Exercise task: Make an exact copy of the records, with the pictures left out.

Information shown:
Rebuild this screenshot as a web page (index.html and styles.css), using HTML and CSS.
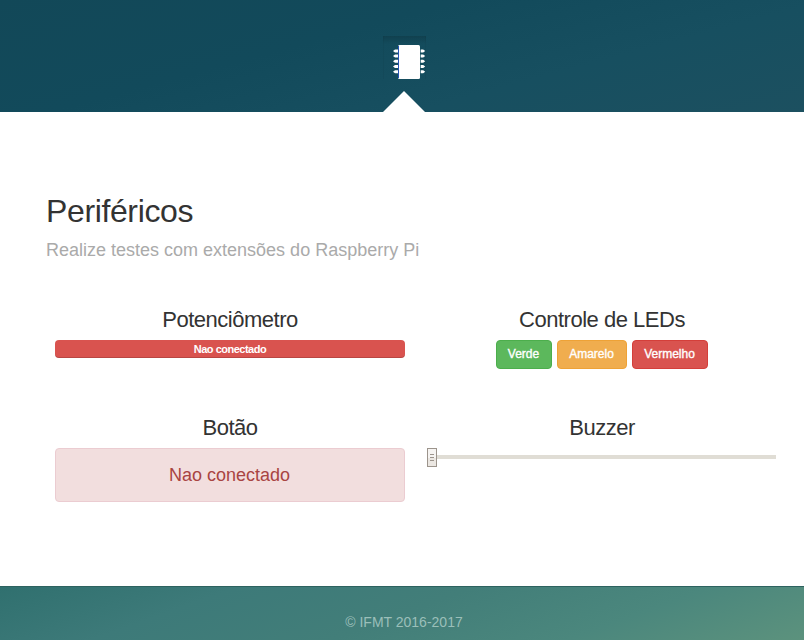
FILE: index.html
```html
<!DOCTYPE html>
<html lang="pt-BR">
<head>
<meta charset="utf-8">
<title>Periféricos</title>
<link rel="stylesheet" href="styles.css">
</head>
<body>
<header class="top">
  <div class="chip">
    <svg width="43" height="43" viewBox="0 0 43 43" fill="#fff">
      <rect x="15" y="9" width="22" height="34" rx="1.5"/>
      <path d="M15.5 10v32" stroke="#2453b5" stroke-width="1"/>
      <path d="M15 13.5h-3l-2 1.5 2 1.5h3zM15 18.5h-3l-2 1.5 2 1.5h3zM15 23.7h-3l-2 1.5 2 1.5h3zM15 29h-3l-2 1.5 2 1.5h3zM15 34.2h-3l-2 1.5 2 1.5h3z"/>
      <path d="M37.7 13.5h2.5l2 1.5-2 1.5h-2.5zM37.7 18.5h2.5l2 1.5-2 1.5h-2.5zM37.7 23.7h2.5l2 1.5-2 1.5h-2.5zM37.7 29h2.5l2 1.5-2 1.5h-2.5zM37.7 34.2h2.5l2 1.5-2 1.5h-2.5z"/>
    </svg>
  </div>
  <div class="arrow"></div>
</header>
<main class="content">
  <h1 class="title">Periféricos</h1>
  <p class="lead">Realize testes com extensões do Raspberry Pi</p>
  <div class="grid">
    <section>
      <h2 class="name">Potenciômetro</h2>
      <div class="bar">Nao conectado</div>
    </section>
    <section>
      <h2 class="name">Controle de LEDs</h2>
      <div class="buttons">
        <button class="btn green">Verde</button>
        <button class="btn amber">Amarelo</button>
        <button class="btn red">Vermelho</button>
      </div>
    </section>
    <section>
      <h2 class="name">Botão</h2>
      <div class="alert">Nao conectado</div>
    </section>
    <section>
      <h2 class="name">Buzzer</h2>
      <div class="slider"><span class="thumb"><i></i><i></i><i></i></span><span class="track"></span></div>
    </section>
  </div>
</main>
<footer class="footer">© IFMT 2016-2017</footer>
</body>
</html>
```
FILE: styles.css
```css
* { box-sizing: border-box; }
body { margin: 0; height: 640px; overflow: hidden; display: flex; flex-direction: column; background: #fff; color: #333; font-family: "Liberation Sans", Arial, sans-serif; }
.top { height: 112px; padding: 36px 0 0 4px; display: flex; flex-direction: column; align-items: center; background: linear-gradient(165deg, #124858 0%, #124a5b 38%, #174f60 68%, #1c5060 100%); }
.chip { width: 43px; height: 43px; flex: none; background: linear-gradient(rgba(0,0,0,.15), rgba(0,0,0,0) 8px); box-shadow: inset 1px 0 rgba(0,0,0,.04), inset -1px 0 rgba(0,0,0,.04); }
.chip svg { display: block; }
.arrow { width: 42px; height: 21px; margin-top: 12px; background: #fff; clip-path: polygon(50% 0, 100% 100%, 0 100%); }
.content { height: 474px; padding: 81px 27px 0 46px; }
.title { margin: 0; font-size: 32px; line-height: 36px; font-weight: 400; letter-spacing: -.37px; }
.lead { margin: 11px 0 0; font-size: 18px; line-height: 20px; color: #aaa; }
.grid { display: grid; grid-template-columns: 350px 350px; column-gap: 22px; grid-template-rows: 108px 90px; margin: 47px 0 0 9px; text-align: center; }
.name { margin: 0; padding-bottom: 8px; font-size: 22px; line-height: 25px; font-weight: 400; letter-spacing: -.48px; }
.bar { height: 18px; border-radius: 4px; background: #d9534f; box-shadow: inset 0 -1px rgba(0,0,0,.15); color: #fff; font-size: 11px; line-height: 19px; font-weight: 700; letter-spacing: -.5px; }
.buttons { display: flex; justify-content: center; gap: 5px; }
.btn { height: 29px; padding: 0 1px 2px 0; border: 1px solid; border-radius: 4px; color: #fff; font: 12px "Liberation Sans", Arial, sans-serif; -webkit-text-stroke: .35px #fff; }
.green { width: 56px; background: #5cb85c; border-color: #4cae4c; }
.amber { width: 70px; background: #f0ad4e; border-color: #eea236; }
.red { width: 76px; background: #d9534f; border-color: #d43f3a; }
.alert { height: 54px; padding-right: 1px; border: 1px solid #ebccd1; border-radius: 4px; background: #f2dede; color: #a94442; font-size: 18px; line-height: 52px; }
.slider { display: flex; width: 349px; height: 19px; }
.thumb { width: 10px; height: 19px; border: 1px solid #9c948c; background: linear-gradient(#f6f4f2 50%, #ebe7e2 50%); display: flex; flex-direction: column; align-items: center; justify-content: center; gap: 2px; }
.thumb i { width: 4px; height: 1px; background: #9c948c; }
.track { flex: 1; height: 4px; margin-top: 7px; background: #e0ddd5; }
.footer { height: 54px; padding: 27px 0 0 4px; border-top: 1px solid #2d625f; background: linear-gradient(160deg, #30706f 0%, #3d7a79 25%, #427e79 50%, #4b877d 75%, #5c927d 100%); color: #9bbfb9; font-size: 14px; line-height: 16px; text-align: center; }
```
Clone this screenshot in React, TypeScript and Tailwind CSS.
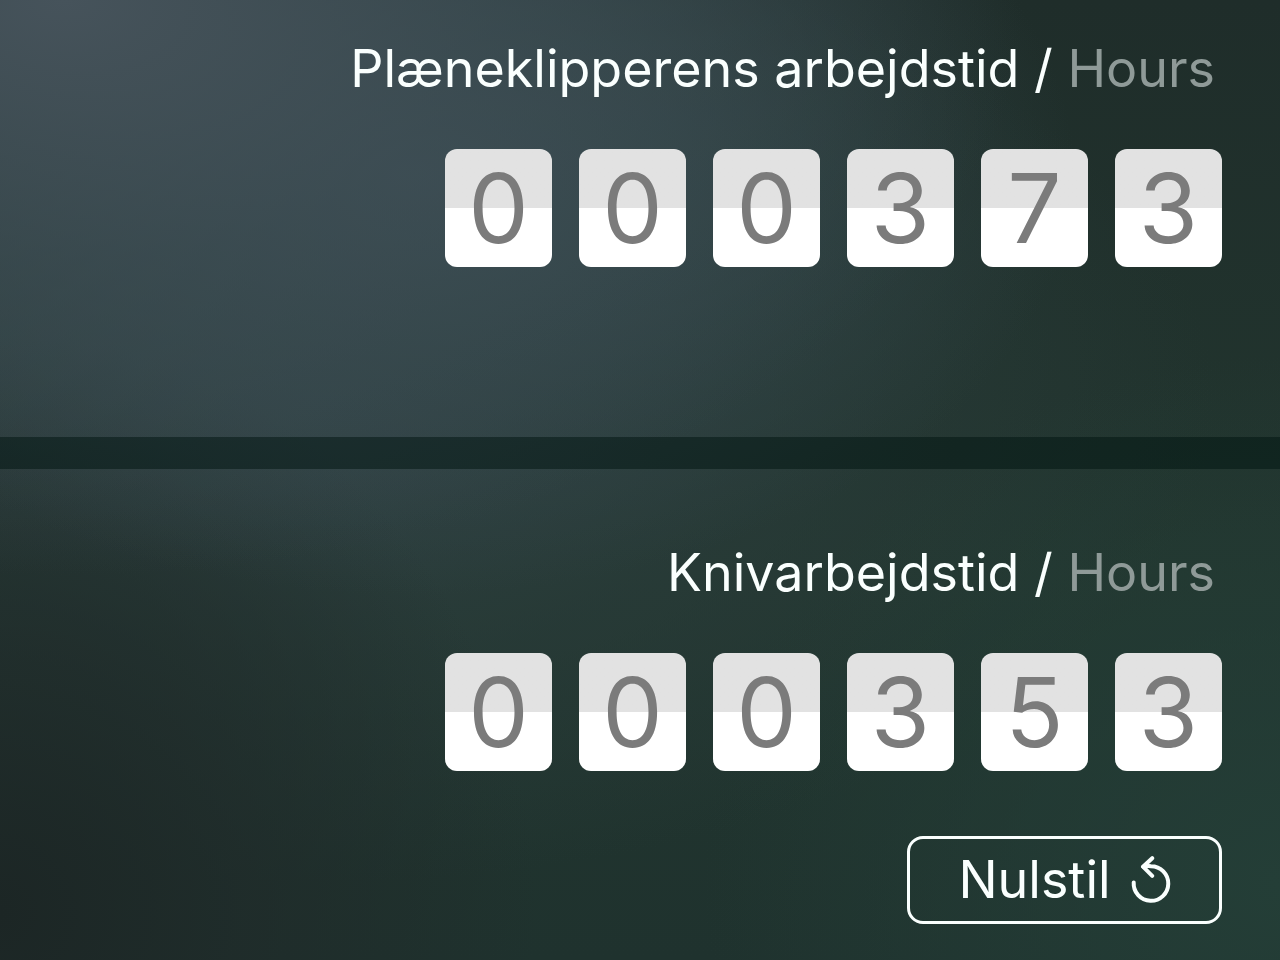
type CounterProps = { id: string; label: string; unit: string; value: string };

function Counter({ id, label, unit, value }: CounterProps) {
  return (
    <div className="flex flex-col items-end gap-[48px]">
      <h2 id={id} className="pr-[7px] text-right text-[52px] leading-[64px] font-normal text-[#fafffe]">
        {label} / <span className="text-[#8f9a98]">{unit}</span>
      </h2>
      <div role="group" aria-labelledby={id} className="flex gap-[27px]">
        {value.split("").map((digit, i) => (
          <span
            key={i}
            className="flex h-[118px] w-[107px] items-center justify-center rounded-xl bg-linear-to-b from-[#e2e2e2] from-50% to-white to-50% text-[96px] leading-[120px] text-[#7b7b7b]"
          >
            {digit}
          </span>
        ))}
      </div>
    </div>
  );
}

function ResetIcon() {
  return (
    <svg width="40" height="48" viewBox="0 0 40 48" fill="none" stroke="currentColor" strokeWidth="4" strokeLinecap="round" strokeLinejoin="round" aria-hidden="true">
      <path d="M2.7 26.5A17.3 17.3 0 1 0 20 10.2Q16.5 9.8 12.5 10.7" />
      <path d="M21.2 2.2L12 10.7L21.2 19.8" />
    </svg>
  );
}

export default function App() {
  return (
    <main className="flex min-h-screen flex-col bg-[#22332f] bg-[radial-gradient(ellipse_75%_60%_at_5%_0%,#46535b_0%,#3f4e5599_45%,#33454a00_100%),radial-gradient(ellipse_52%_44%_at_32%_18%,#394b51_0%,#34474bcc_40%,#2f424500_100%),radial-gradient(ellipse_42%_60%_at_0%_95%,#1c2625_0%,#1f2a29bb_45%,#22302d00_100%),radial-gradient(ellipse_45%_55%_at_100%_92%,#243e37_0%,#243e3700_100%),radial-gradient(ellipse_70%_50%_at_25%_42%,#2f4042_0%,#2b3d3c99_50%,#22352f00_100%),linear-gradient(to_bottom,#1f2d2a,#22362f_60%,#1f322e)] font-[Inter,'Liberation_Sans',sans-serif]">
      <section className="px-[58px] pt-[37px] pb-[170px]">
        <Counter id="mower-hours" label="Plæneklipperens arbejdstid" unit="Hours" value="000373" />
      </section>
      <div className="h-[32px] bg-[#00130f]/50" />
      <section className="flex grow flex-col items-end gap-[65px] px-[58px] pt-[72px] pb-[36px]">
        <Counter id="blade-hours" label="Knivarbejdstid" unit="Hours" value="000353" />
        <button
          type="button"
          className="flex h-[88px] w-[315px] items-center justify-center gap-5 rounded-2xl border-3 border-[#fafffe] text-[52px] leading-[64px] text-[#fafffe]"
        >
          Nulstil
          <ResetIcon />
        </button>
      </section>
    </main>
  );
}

Completed task:
Rebuild this screenshot as a web page (index.html and styles.css), using HTML and CSS.
FILE: index.html
```html
<!DOCTYPE html>
<html lang="pt-BR">
<head>
<meta charset="utf-8">
<title>Periféricos</title>
<link rel="stylesheet" href="styles.css">
</head>
<body>
<header class="top">
  <div class="chip">
    <svg width="43" height="43" viewBox="0 0 43 43" fill="#fff">
      <rect x="15" y="9" width="22" height="34" rx="1.5"/>
      <path d="M15.5 10v32" stroke="#2453b5" stroke-width="1"/>
      <path d="M15 13.5h-3l-2 1.5 2 1.5h3zM15 18.5h-3l-2 1.5 2 1.5h3zM15 23.7h-3l-2 1.5 2 1.5h3zM15 29h-3l-2 1.5 2 1.5h3zM15 34.2h-3l-2 1.5 2 1.5h3z"/>
      <path d="M37.7 13.5h2.5l2 1.5-2 1.5h-2.5zM37.7 18.5h2.5l2 1.5-2 1.5h-2.5zM37.7 23.7h2.5l2 1.5-2 1.5h-2.5zM37.7 29h2.5l2 1.5-2 1.5h-2.5zM37.7 34.2h2.5l2 1.5-2 1.5h-2.5z"/>
    </svg>
  </div>
  <div class="arrow"></div>
</header>
<main class="content">
  <h1 class="title">Periféricos</h1>
  <p class="lead">Realize testes com extensões do Raspberry Pi</p>
  <div class="grid">
    <section>
      <h2 class="name">Potenciômetro</h2>
      <div class="bar">Nao conectado</div>
    </section>
    <section>
      <h2 class="name">Controle de LEDs</h2>
      <div class="buttons">
        <button class="btn green">Verde</button>
        <button class="btn amber">Amarelo</button>
        <button class="btn red">Vermelho</button>
      </div>
    </section>
    <section>
      <h2 class="name">Botão</h2>
      <div class="alert">Nao conectado</div>
    </section>
    <section>
      <h2 class="name">Buzzer</h2>
      <div class="slider"><span class="thumb"><i></i><i></i><i></i></span><span class="track"></span></div>
    </section>
  </div>
</main>
<footer class="footer">© IFMT 2016-2017</footer>
</body>
</html>
```
FILE: styles.css
```css
* { box-sizing: border-box; }
body { margin: 0; height: 640px; overflow: hidden; display: flex; flex-direction: column; background: #fff; color: #333; font-family: "Liberation Sans", Arial, sans-serif; }
.top { height: 112px; padding: 36px 0 0 4px; display: flex; flex-direction: column; align-items: center; background: linear-gradient(165deg, #124858 0%, #124a5b 38%, #174f60 68%, #1c5060 100%); }
.chip { width: 43px; height: 43px; flex: none; background: linear-gradient(rgba(0,0,0,.15), rgba(0,0,0,0) 8px); box-shadow: inset 1px 0 rgba(0,0,0,.04), inset -1px 0 rgba(0,0,0,.04); }
.chip svg { display: block; }
.arrow { width: 42px; height: 21px; margin-top: 12px; background: #fff; clip-path: polygon(50% 0, 100% 100%, 0 100%); }
.content { height: 474px; padding: 81px 27px 0 46px; }
.title { margin: 0; font-size: 32px; line-height: 36px; font-weight: 400; letter-spacing: -.37px; }
.lead { margin: 11px 0 0; font-size: 18px; line-height: 20px; color: #aaa; }
.grid { display: grid; grid-template-columns: 350px 350px; column-gap: 22px; grid-template-rows: 108px 90px; margin: 47px 0 0 9px; text-align: center; }
.name { margin: 0; padding-bottom: 8px; font-size: 22px; line-height: 25px; font-weight: 400; letter-spacing: -.48px; }
.bar { height: 18px; border-radius: 4px; background: #d9534f; box-shadow: inset 0 -1px rgba(0,0,0,.15); color: #fff; font-size: 11px; line-height: 19px; font-weight: 700; letter-spacing: -.5px; }
.buttons { display: flex; justify-content: center; gap: 5px; }
.btn { height: 29px; padding: 0 1px 2px 0; border: 1px solid; border-radius: 4px; color: #fff; font: 12px "Liberation Sans", Arial, sans-serif; -webkit-text-stroke: .35px #fff; }
.green { width: 56px; background: #5cb85c; border-color: #4cae4c; }
.amber { width: 70px; background: #f0ad4e; border-color: #eea236; }
.red { width: 76px; background: #d9534f; border-color: #d43f3a; }
.alert { height: 54px; padding-right: 1px; border: 1px solid #ebccd1; border-radius: 4px; background: #f2dede; color: #a94442; font-size: 18px; line-height: 52px; }
.slider { display: flex; width: 349px; height: 19px; }
.thumb { width: 10px; height: 19px; border: 1px solid #9c948c; background: linear-gradient(#f6f4f2 50%, #ebe7e2 50%); display: flex; flex-direction: column; align-items: center; justify-content: center; gap: 2px; }
.thumb i { width: 4px; height: 1px; background: #9c948c; }
.track { flex: 1; height: 4px; margin-top: 7px; background: #e0ddd5; }
.footer { height: 54px; padding: 27px 0 0 4px; border-top: 1px solid #2d625f; background: linear-gradient(160deg, #30706f 0%, #3d7a79 25%, #427e79 50%, #4b877d 75%, #5c927d 100%); color: #9bbfb9; font-size: 14px; line-height: 16px; text-align: center; }
```
Clone this screenshot in React, TypeScript and Tailwind CSS.
type CounterProps = { id: string; label: string; unit: string; value: string };

function Counter({ id, label, unit, value }: CounterProps) {
  return (
    <div className="flex flex-col items-end gap-[48px]">
      <h2 id={id} className="pr-[7px] text-right text-[52px] leading-[64px] font-normal text-[#fafffe]">
        {label} / <span className="text-[#8f9a98]">{unit}</span>
      </h2>
      <div role="group" aria-labelledby={id} className="flex gap-[27px]">
        {value.split("").map((digit, i) => (
          <span
            key={i}
            className="flex h-[118px] w-[107px] items-center justify-center rounded-xl bg-linear-to-b from-[#e2e2e2] from-50% to-white to-50% text-[96px] leading-[120px] text-[#7b7b7b]"
          >
            {digit}
          </span>
        ))}
      </div>
    </div>
  );
}

function ResetIcon() {
  return (
    <svg width="40" height="48" viewBox="0 0 40 48" fill="none" stroke="currentColor" strokeWidth="4" strokeLinecap="round" strokeLinejoin="round" aria-hidden="true">
      <path d="M2.7 26.5A17.3 17.3 0 1 0 20 10.2Q16.5 9.8 12.5 10.7" />
      <path d="M21.2 2.2L12 10.7L21.2 19.8" />
    </svg>
  );
}

export default function App() {
  return (
    <main className="flex min-h-screen flex-col bg-[#22332f] bg-[radial-gradient(ellipse_75%_60%_at_5%_0%,#46535b_0%,#3f4e5599_45%,#33454a00_100%),radial-gradient(ellipse_52%_44%_at_32%_18%,#394b51_0%,#34474bcc_40%,#2f424500_100%),radial-gradient(ellipse_42%_60%_at_0%_95%,#1c2625_0%,#1f2a29bb_45%,#22302d00_100%),radial-gradient(ellipse_45%_55%_at_100%_92%,#243e37_0%,#243e3700_100%),radial-gradient(ellipse_70%_50%_at_25%_42%,#2f4042_0%,#2b3d3c99_50%,#22352f00_100%),linear-gradient(to_bottom,#1f2d2a,#22362f_60%,#1f322e)] font-[Inter,'Liberation_Sans',sans-serif]">
      <section className="px-[58px] pt-[37px] pb-[170px]">
        <Counter id="mower-hours" label="Plæneklipperens arbejdstid" unit="Hours" value="000373" />
      </section>
      <div className="h-[32px] bg-[#00130f]/50" />
      <section className="flex grow flex-col items-end gap-[65px] px-[58px] pt-[72px] pb-[36px]">
        <Counter id="blade-hours" label="Knivarbejdstid" unit="Hours" value="000353" />
        <button
          type="button"
          className="flex h-[88px] w-[315px] items-center justify-center gap-5 rounded-2xl border-3 border-[#fafffe] text-[52px] leading-[64px] text-[#fafffe]"
        >
          Nulstil
          <ResetIcon />
        </button>
      </section>
    </main>
  );
}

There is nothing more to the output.